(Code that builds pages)
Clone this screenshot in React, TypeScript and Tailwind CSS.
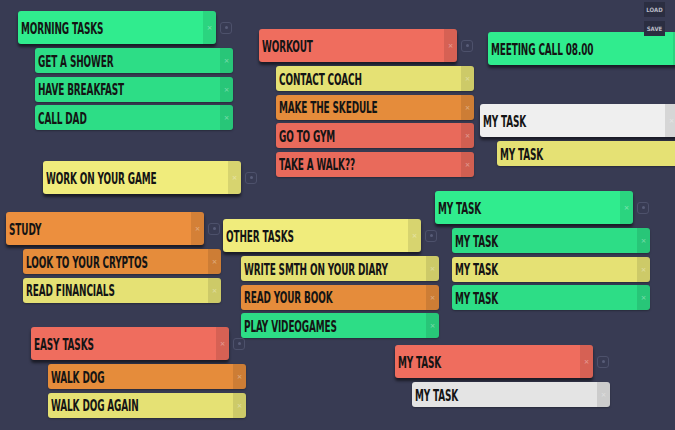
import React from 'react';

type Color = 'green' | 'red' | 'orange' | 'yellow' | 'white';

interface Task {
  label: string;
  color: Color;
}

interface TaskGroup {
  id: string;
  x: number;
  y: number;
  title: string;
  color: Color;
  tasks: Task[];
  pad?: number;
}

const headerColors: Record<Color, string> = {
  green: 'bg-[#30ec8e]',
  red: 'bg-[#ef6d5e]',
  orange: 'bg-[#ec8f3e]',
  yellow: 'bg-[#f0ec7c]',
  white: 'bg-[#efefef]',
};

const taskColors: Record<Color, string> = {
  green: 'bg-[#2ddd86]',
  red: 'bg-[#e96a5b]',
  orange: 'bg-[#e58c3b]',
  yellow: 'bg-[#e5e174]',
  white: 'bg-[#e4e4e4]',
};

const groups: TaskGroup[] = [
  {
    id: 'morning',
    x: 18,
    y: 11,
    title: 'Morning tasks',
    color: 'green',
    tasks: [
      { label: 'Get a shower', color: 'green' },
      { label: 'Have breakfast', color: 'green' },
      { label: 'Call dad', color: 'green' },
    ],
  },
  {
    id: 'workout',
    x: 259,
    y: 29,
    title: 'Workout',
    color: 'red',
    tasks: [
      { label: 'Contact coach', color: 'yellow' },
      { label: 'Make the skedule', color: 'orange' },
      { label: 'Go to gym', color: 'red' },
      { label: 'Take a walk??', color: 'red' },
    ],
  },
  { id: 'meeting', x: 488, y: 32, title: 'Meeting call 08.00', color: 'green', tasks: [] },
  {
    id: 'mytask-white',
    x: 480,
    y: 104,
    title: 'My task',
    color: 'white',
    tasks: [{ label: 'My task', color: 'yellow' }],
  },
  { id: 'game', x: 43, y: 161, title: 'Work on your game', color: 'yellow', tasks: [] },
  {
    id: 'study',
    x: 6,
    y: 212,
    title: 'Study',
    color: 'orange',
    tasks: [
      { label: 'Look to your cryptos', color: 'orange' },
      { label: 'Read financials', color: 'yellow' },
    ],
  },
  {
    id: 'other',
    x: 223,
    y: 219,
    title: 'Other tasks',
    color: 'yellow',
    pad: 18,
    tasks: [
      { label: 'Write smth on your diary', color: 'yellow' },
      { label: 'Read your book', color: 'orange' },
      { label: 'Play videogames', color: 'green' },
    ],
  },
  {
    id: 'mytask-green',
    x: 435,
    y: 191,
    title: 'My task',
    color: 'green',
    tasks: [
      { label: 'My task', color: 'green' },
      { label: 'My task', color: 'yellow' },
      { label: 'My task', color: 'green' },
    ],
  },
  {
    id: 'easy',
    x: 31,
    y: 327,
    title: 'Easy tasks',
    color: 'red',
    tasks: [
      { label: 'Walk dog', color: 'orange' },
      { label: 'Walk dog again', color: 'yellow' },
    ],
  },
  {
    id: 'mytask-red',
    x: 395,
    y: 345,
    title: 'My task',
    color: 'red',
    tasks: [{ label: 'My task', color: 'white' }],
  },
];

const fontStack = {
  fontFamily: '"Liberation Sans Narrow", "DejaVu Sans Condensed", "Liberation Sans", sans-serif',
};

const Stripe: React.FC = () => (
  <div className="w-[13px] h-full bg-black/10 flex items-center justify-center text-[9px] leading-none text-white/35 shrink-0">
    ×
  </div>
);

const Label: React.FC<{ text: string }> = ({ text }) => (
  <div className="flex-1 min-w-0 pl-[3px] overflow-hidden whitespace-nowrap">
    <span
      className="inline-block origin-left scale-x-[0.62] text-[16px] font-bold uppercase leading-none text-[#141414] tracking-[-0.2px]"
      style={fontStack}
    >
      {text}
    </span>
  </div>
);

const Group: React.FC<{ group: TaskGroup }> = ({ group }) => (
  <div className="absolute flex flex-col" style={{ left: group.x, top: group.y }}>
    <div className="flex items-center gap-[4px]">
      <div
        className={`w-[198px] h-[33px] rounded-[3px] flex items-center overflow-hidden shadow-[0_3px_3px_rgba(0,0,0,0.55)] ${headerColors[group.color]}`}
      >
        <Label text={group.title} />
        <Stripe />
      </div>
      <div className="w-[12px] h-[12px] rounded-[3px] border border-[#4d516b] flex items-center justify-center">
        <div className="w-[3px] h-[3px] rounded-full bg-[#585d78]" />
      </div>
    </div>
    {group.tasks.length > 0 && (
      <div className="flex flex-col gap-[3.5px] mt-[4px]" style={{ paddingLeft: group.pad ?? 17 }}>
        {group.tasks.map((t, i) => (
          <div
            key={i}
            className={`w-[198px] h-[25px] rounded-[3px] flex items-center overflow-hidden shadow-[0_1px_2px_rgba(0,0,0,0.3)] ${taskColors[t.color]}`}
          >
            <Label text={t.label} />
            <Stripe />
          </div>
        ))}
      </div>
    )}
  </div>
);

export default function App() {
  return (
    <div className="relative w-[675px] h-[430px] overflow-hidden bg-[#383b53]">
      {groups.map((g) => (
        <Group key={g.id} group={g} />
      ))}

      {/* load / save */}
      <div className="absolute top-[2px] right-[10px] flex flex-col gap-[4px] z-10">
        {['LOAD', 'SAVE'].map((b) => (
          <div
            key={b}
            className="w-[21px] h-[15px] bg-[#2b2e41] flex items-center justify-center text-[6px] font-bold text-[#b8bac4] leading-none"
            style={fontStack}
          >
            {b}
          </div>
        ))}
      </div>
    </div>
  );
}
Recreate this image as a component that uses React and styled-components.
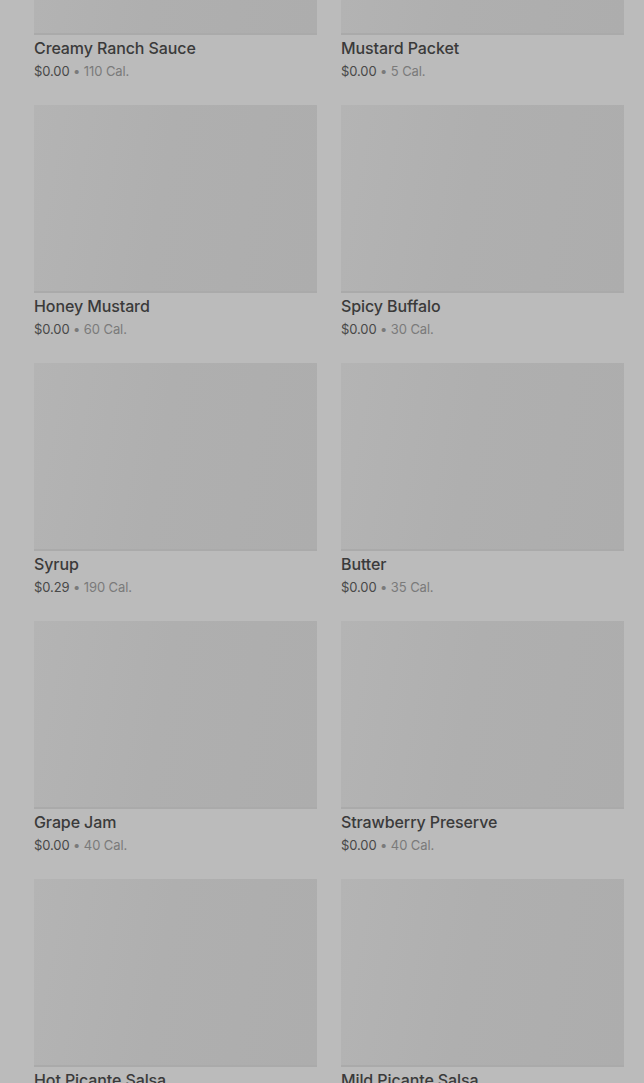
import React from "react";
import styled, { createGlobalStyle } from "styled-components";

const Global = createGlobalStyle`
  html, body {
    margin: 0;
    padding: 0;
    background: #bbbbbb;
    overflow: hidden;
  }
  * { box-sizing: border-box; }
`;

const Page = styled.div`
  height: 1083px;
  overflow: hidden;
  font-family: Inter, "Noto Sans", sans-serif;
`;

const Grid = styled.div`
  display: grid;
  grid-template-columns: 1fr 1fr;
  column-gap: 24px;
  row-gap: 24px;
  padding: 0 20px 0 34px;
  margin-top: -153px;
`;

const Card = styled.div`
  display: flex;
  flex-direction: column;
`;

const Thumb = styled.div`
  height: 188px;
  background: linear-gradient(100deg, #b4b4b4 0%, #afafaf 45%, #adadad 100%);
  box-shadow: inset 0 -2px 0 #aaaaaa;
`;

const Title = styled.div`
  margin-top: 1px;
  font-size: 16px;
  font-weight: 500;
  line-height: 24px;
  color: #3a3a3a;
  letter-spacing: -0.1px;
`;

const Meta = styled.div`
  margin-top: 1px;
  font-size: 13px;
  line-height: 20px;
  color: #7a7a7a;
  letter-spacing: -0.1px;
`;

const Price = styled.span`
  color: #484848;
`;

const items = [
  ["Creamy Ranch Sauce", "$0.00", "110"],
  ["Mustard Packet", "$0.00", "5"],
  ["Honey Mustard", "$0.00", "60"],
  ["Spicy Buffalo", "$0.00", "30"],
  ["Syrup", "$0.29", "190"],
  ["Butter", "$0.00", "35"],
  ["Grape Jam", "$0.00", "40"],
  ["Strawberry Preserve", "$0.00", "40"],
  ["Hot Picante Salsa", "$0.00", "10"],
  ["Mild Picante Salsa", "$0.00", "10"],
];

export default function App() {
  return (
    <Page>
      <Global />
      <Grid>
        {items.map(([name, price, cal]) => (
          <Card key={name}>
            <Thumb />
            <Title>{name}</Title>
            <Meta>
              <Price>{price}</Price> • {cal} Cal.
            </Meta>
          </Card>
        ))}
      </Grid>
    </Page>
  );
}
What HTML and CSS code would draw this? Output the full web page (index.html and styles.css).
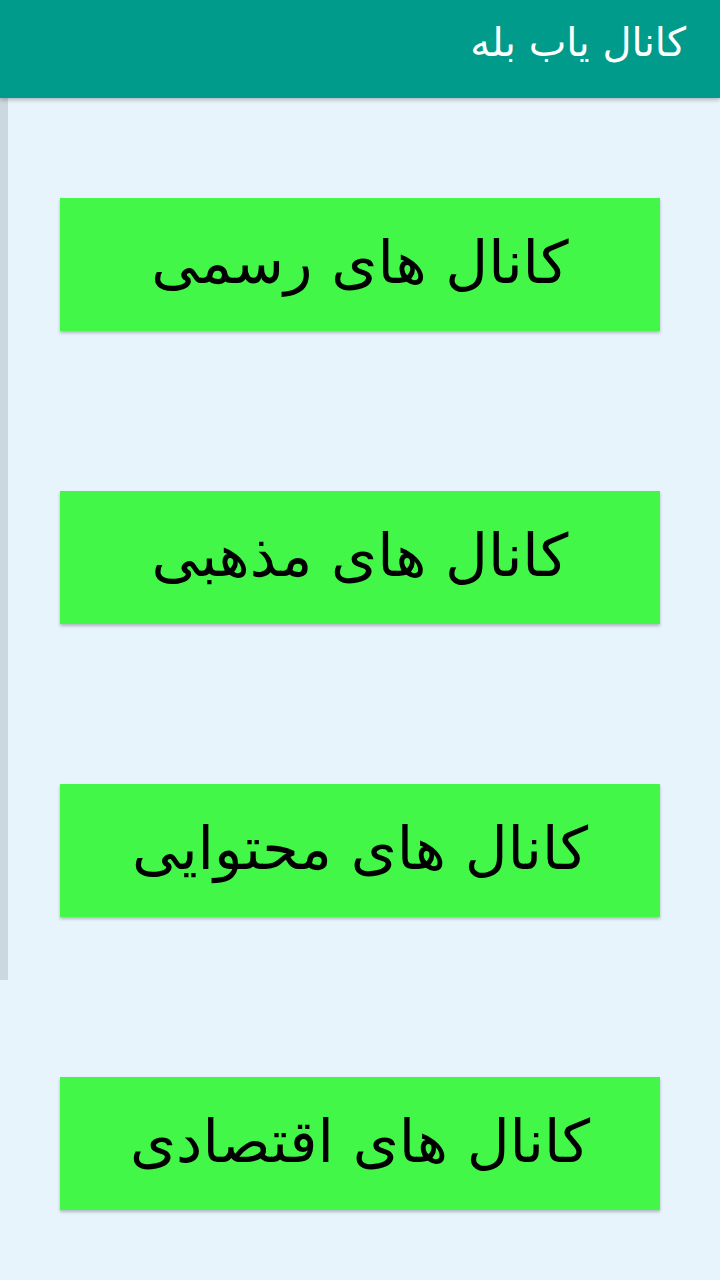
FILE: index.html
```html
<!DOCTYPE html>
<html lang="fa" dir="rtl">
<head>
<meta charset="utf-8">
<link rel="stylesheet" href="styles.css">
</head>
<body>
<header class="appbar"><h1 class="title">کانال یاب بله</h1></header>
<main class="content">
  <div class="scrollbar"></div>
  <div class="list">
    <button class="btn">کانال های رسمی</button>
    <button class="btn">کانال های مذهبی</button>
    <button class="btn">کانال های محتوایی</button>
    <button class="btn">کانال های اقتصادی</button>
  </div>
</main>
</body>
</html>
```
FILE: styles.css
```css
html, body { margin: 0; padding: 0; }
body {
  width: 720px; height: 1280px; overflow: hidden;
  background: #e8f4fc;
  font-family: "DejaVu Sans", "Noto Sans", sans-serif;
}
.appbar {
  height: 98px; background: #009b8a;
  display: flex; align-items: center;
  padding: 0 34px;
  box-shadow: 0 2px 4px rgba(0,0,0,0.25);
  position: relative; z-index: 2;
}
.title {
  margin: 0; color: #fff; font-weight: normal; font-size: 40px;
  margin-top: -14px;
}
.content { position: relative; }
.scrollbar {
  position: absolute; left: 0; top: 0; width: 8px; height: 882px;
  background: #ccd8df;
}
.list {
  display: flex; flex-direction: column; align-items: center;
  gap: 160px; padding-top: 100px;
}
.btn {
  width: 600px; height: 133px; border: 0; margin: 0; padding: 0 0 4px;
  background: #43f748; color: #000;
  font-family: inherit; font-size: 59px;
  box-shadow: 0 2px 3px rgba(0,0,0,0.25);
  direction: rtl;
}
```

## Problem statement
Which lines contain the word "React"? Copy each one.

## Written solution
Clone this screenshot in React, TypeScript and Tailwind CSS.
import React from 'react';
const Stripe: React.FC = () => (
const Label: React.FC<{ text: string }> = ({ text }) => (
const Group: React.FC<{ group: TaskGroup }> = ({ group }) => (
Recreate this image as a component that uses React and styled-components.
import React from "react";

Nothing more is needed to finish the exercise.